Open Illinois Checkbook Act
House Bill 313, now Public Act 101-0212, creates the Open Illinois Checkbook, which requires the state comptroller’s office to maintain a publicly accessible online ledger that documents all state expenditures. The new law also requires additional information to be published, such as salaries of employees and graphical data.
TIF transparency
House Bill 2209, now Public Act 101-0134, requires each property tax bill to have a list of each tax increment financing (TIF) district that property resides in. This new law will give taxpayers more information about which TIF districts they pay taxes to, and how much.
Local pension consolidation
Illinois has more than 640 local police and fire pension systems, which were consolidated into two investment pools when the governor signed Senate Bill 1300, now Public Act 101-0610. While the bill could lighten the tax burden of the many funds by boosting investment returns, the local pension systems represent only 5.5% of the state’s public pension debt and enhancements for newer employees were approved without knowing the costs.
The bad
Progressive tax
Though not technically a new law, this list includes state leaders’ decision to ask voters to give them greater taxing power. They are asking voters to scrap the state’s constitutional flat tax protection and pass a progressive income tax amendment. Senate Joint Resolution Constitutional Amendment 1 was passed by the General Assembly during the last few days of the spring legislative session and will be on ballots Nov. 3, 2020. If voters approve, the amendment would give lawmakers power to divide and conquer taxpayers rather than suffering the political fallout from raising everyone’s income taxes at once.
Lawmakers could have given voters a say in matters critical to fixing state finances, such as desperately needed pension reform or enacting a true balanced budget amendment. Instead, voters were only offered a $3.4 billion tax hike.
Gas tax hike
On July 1 Illinoisans began paying 38 cents per gallon of gas, double what the state tax was and an extra annual cost averaging $100 per driver. Gov. J.B. Pritzker also signed Senate Bill 1939, charging each Illinois passenger vehicle owner an extra $50 per year for their license plate sticker.

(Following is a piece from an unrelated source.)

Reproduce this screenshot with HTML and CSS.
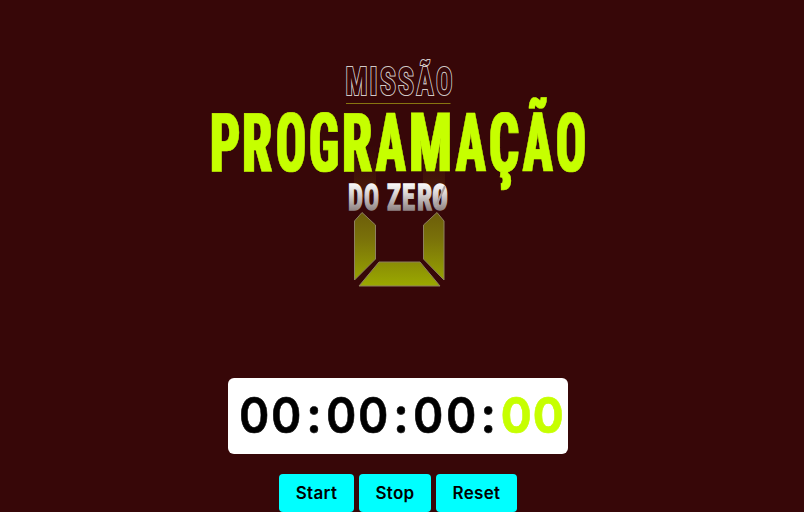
FILE: index.html
```html
<!DOCTYPE html>
<html lang="pt-BR">
<head>
<meta charset="utf-8">
<title>Missão Programação do Zero</title>
<link rel="stylesheet" href="styles.css">
</head>
<body>
<main class="page">
  <svg class="logo" viewBox="200 50 400 250" width="400" height="250" role="img">
    <defs>
      <filter id="widen" x="-5%" y="-10%" width="110%" height="120%"><feMorphology operator="dilate" radius="1 0.01"/></filter>
      <linearGradient id="bar" gradientUnits="userSpaceOnUse" x1="0" y1="211" x2="0" y2="287"><stop offset="0" stop-color="#6c5c0a"/><stop offset=".35" stop-color="#79700a"/><stop offset="1" stop-color="#9baa00"/></linearGradient>
      <linearGradient id="silver" gradientUnits="userSpaceOnUse" x1="0" y1="182" x2="0" y2="211"><stop offset="0" stop-color="#fff"/><stop offset=".4" stop-color="#dad5d5"/><stop offset="1" stop-color="#8c8080"/></linearGradient>
      <linearGradient id="fade" x1="0" y1="0" x2="0" y2="1"><stop offset="0" stop-color="#4b200a" stop-opacity="0"/><stop offset="1" stop-color="#512309" stop-opacity=".8"/></linearGradient>
    </defs>
    <path fill="url(#fade)" d="M354 145h22v45l-11 9-11-9zM423 145h22v45l-11 9-11-9z"/>
    <text class="mission" y="95">
      <tspan x="345.500" textLength="22" lengthAdjust="spacingAndGlyphs">M</tspan><tspan x="369.500" textLength="8" lengthAdjust="spacingAndGlyphs">I</tspan><tspan x="380" textLength="16" lengthAdjust="spacingAndGlyphs">S</tspan><tspan x="398" textLength="16" lengthAdjust="spacingAndGlyphs">S</tspan><tspan x="416.500" textLength="17" lengthAdjust="spacingAndGlyphs">Ã</tspan><tspan x="436" textLength="16.500" lengthAdjust="spacingAndGlyphs">O</tspan>
    </text>
    <path class="rule" d="M346 103.5h104.500"/>
    <g filter="url(#widen)">
      <text class="title" y="170.500">
        <tspan x="210" textLength="30" lengthAdjust="spacingAndGlyphs">P</tspan><tspan x="242" textLength="30" lengthAdjust="spacingAndGlyphs">R</tspan><tspan x="276" textLength="30" lengthAdjust="spacingAndGlyphs">O</tspan><tspan x="309" textLength="30" lengthAdjust="spacingAndGlyphs">G</tspan><tspan x="342" textLength="30" lengthAdjust="spacingAndGlyphs">R</tspan><tspan x="376" textLength="29.500" lengthAdjust="spacingAndGlyphs">A</tspan><tspan x="409" textLength="43" lengthAdjust="spacingAndGlyphs">M</tspan><tspan x="456" textLength="29.500" lengthAdjust="spacingAndGlyphs">A</tspan><tspan x="489" textLength="30" lengthAdjust="spacingAndGlyphs">Ç</tspan><tspan x="523" textLength="29.500" lengthAdjust="spacingAndGlyphs">Ã</tspan><tspan x="556" textLength="30" lengthAdjust="spacingAndGlyphs">O</tspan>
      </text>
    </g>
    <text class="zero" y="209.500">
      <tspan x="348" textLength="15" lengthAdjust="spacingAndGlyphs">D</tspan><tspan x="364" textLength="15" lengthAdjust="spacingAndGlyphs">O</tspan> <tspan x="387" textLength="14" lengthAdjust="spacingAndGlyphs">Z</tspan><tspan x="402" textLength="13" lengthAdjust="spacingAndGlyphs">E</tspan><tspan x="417" textLength="15" lengthAdjust="spacingAndGlyphs">R</tspan><tspan x="432" textLength="16" lengthAdjust="spacingAndGlyphs">0</tspan>
    </text>
    <path class="slash" d="M435.500 207L445 186"/>
    <path class="segment" d="M354.500 221L362 212.500L375.500 225V259L354.500 280ZM444 221L437 212.500L423.500 225V259L444 280ZM379 262h41l20 24h-81z"/>
  </svg>
  <section class="clock">
    <span class="digit">0</span><span class="digit">0</span><span class="colon">:</span><span class="digit">0</span><span class="digit">0</span><span class="colon">:</span><span class="digit">0</span><span class="digit">0</span><span class="colon">:</span><span class="digit accent">0</span><span class="digit accent">0</span>
  </section>
  <div class="controls">
    <button class="start">Start</button>
    <button class="stop">Stop</button>
    <button class="reset">Reset</button>
  </div>
</main>
</body>
</html>
```
FILE: styles.css
```css
* { box-sizing: border-box; }
body { margin: 0; background: #370708; overflow: hidden; }
.page { height: 512px; padding-top: 50px; display: flex; flex-direction: column; align-items: center; padding-right: 8px; }
.logo { flex: none; margin-left: 4px; overflow: visible; }
.logo text { font-family: "Roboto Condensed", "Liberation Sans Narrow", Roboto, sans-serif; font-weight: 700; }
.logo .mission { font-size: 39.5px; fill: #370708; stroke: #d2c9c7; stroke-width: 2.2; paint-order: stroke; }
.logo .title { font-size: 82px; fill: #c6ff00; stroke: #c6ff00; stroke-width: .6; }
.logo .zero { font-size: 37px; fill: url(#silver); stroke: url(#silver); stroke-width: 1.6; }
.rule { stroke: #887510; stroke-width: 1; }
.slash { stroke: #aaa0a0; stroke-width: 2; }
.segment { fill: url(#bar); stroke: #8d805f; stroke-width: 1; stroke-linejoin: round; }
.clock { flex: none; width: 340px; height: 76px; margin-top: 78px; padding: 0 0 2px 10px; background: #fff; border-radius: 6px; display: flex; align-items: center; font: 600 50px/74px Inter, sans-serif; color: #000; }
.digit { width: 32.3px; display: flex; justify-content: center; transform: scaleX(.92); -webkit-text-stroke: .6px currentColor; }
.colon { width: 22.6px; display: flex; justify-content: center; -webkit-text-stroke: .6px currentColor; }
.accent { color: #c6ff00; font-weight: 700; }
.controls { flex: none; display: flex; gap: 5px; margin-top: 20px; }
button { height: 38px; padding: 0; border: 0; border-radius: 4px; background: #0ff; color: #000; font: 600 17px/38px Inter, sans-serif; letter-spacing: .3px; }
.start { width: 75px; }
.stop { width: 72px; }
.reset { width: 81px; }
```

Additionally, under Senate Bill 690, now Public Act 101-0031, Illinoisans on Jan. 1 will start paying a vehicle trade-in sales tax on the value above $10,000. Car dealers decry the change as double taxation, because car owners already paid sales taxes on their vehicles when they were purchased new.
These tax and fee hikes were among 20 passed to fund Pritzker’s record $40 billion state budget and $45 billion infrastructure plan, both of which were in lawmakers’ hands for 12 hours before they passed. The spending plan is at least $1.3 billion in the red and infrastructure plan was passed without scoring the projects’ need and with at least $1.4 billion in waste such as pickleball courts, dog parks and renovations to a privately owned theater.
Two lawmakers who were key to moving the infrastructure bill through the House and Senate are currently the subjects of federal corruption investigations. State Sen. Martin Sandoval has resigned effective Jan. 1 after already resigning chairmanship of the Senate Transportation Committee, a position he used to get relatives jobs. Former state Rep. Luis Arroyo resigned from the House after he was charged with bribery.
Restricting union worker rights
Senate Bill 1784, a bill to limit public employees’ free speech rights, was signed into law Dec. 20 by Pritzker. The law gives unions the ability to restrict when a person may opt out of a union and also gives unions the authority to process those requests. It gives unions an hour with new employees but stops employers from providing information about unions. Additionally, this law requires employers to hand over personal information about employees to the unions, such as email addresses and cell phone numbers.
All of these provisions create hurdles to public employees exercising the freedoms guaranteed in June 2018 by the Janus v. AFSCME decision by the U.S. Supreme Court. About 20,000 workers exercised those freedoms within months to distance themselves from public employee unions and union politics.
What’s next?
Looking ahead, lawmakers have an opportunity to make 2020 a good year for state government reform and transparency that could save Illinois at least $550 million a year lost to dishonesty and insider deals.
It could also be the year Illinois voters reject the progressive income tax scheme and lawmakers stop trying to raise more revenue and start controlling spending. That new path for a new decade is possible if lawmakers act to implement a constitutional amendment that protects earned pension benefits while allowing for changes in the growth of future, unearned benefits.